The (Autistic) Job Interview

Only three people (in my world) know that I was recently interviewed for a part-time job that paid £120/hr + expenses.

I was pleased but not surprised to be shortlisted, as the requirements were very narrow and yet matched my qualifications and experience.

I need assistance to travel, and so it cost double the expense of the other candidates to get to the interview as I was escorted right up to the front door. Over £200 to get there.

And so I got there.

I was shown to an empty room with a task which we might call “Spot the Legal Issues in this Scenario”. There was a case to read, a pad of A4 paper and some pens, including highlighters. And a clock on the wall. “You have 45 minutes to complete this task. You may start now”.

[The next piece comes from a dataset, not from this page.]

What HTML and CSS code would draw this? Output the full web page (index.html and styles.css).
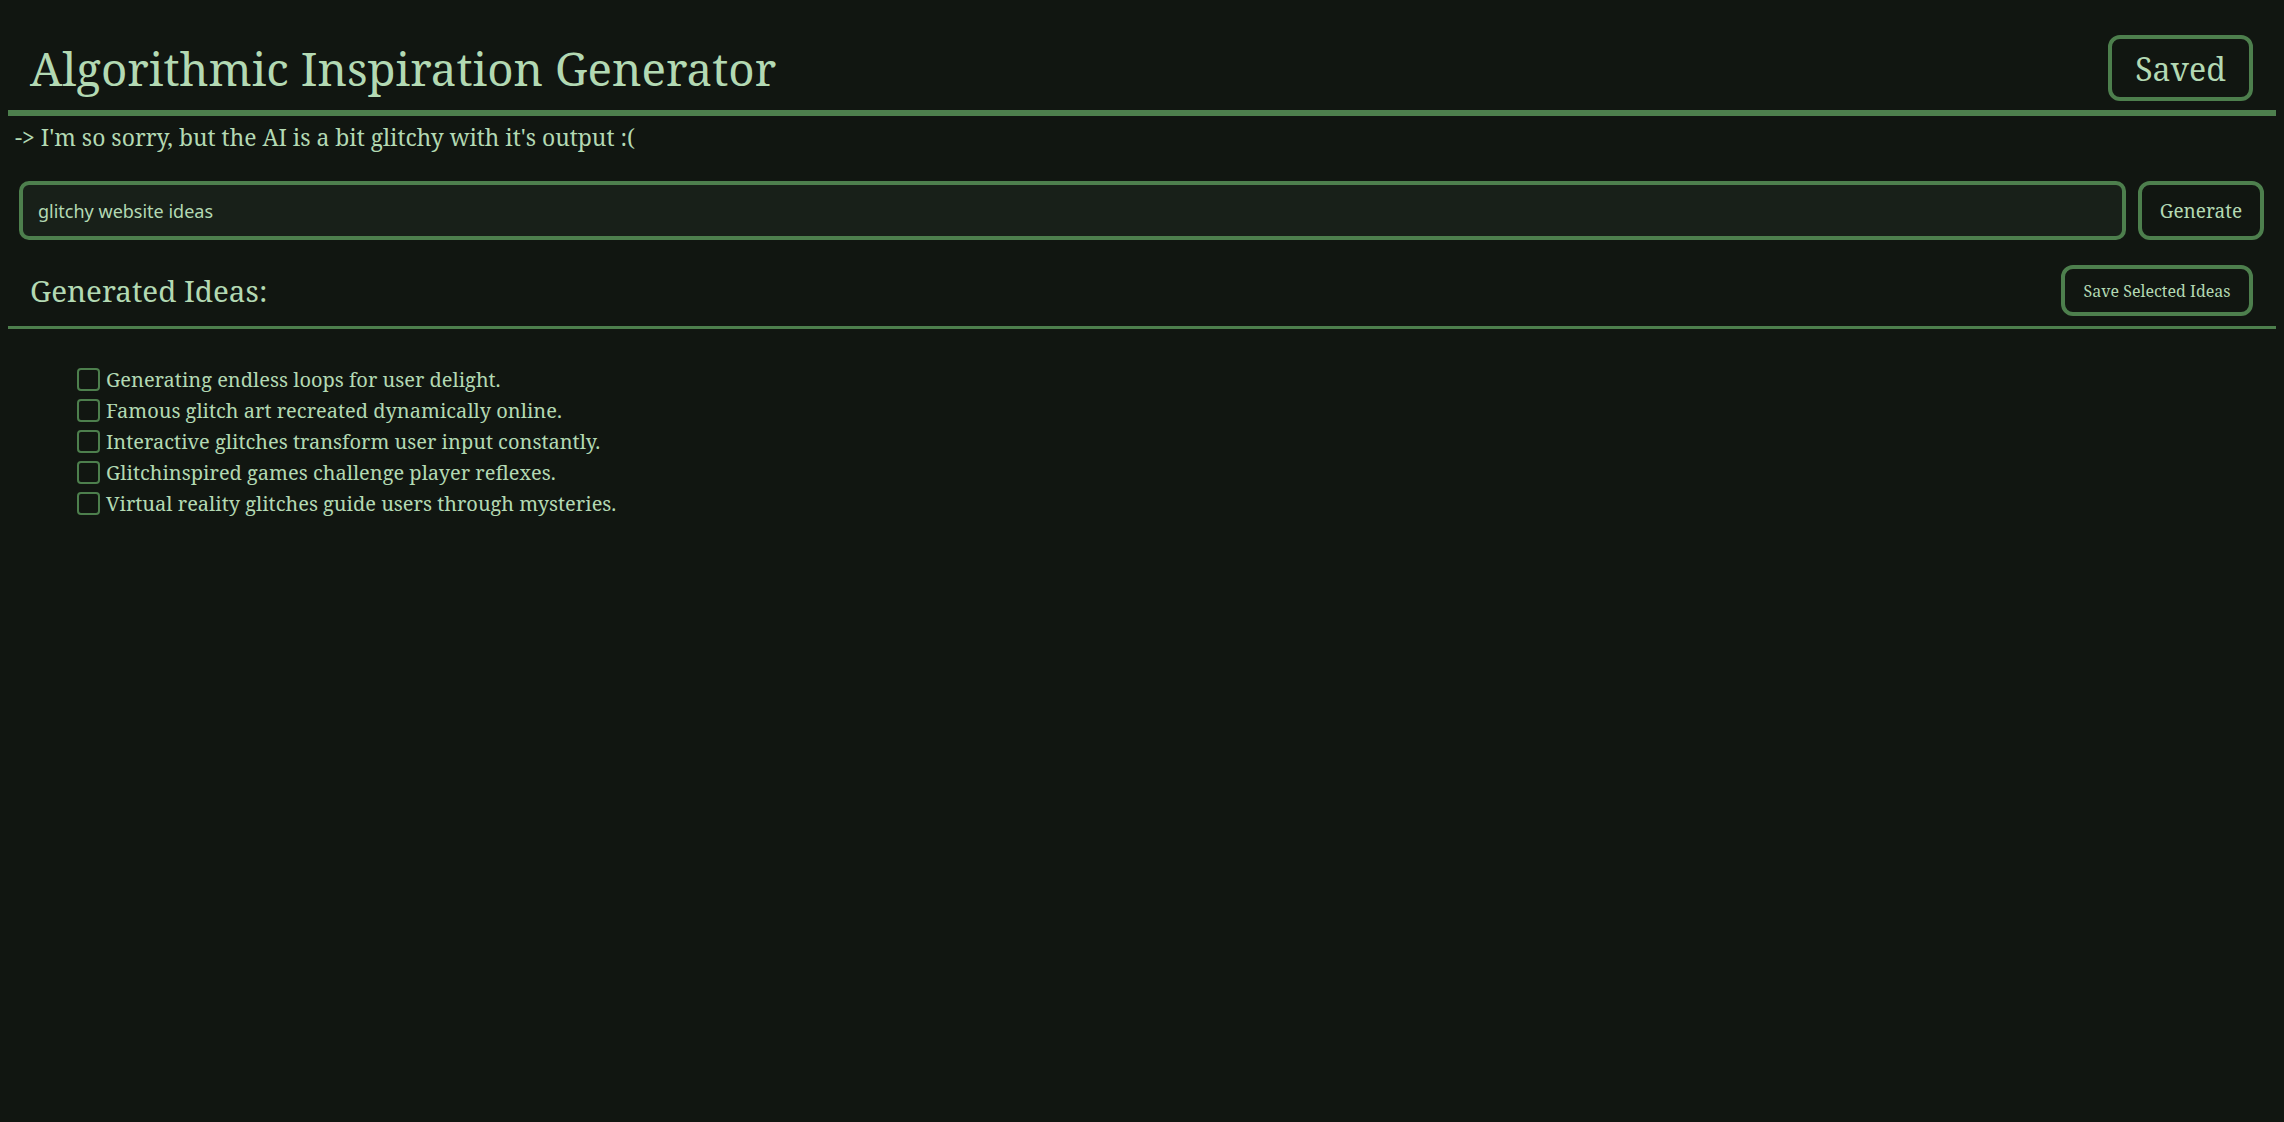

It took 12 minutes. I didn’t miss anything. I wrote two sides of notes with bullet points, and then watched the clock and studied the empty room for the next 33 minutes.

And then there was The Interview, which was also 45 minutes, which wasn’t really long enough.

… some days/weeks passed …

After their rejection call, I asked for Feedback. An email arrived which noted that my “analysis of the case-study was excellent” but gave other reasons why they considered I was not the best candidate.

[Could it be that I shouldn’t have pointed out that the contract terms in the Case Study amounted to an actual criminal offence under the Consumer Contracts Regulations? ]

Anyway, there are always Other Reasons why I’m not the best candidate, and I haven’t passed a single job interview in my whole working life.

For this job I had not put “Autistic” on the application form but did bring it up at the interview in response to a question about my ability to travel. Because I needed to. (I also mentioned my profound Single-Sided Deafness because it’s a problem in group settings. And at job interviews).

Putting “Autistic” on an application form doesn’t get you a job interview. Not even when there is a guaranteed interview for ticking the Disability box.

I’ve applied for several posts where they were so keen to show Inclusion & Diversity they had a *Guaranteed Interview* for disabled applicants “who meet the person specification” (there’s the rub), including one (last year) at the same organisation as my recent interview.

I ticked that box and wrote “Autistic Spectrum Condition” …  but still didn’t get an interview.

Because “Disability” was supposed to mean physical disabilities only?

Because Learning Disabilities and Autism make people uncomfortable?

But getting selected for an interview is only the first hurdle. Passing the interview is quite another thing.

While I have difficulty negotiating a train station, the formality of a job interview causes me no anxiety. But managers hire people like themselves, and autistic people are perceived as being different. Aside from the differences in eye-contact, body language, and flow of conversation, we often talk over people and interupt them as we cannot perceive non-verbal cues for when it’s our turn to speak, and we talk to everyone the same way, with no deference to authority, which could be problematic in an interview setting. We speak a different language both verbally and non-verbally, and those selecting see us as “Not one of us”.

Only 16% of autistic adults in the UK are in full-time paid work (Source) and interviews exclude autistic people.

We have much to offer: diligence, reliability, honesty, and sometimes rare and exceptional skills, but the standard job interview model filters us out and is much more a test of social skills than our ability to perform the task advertised.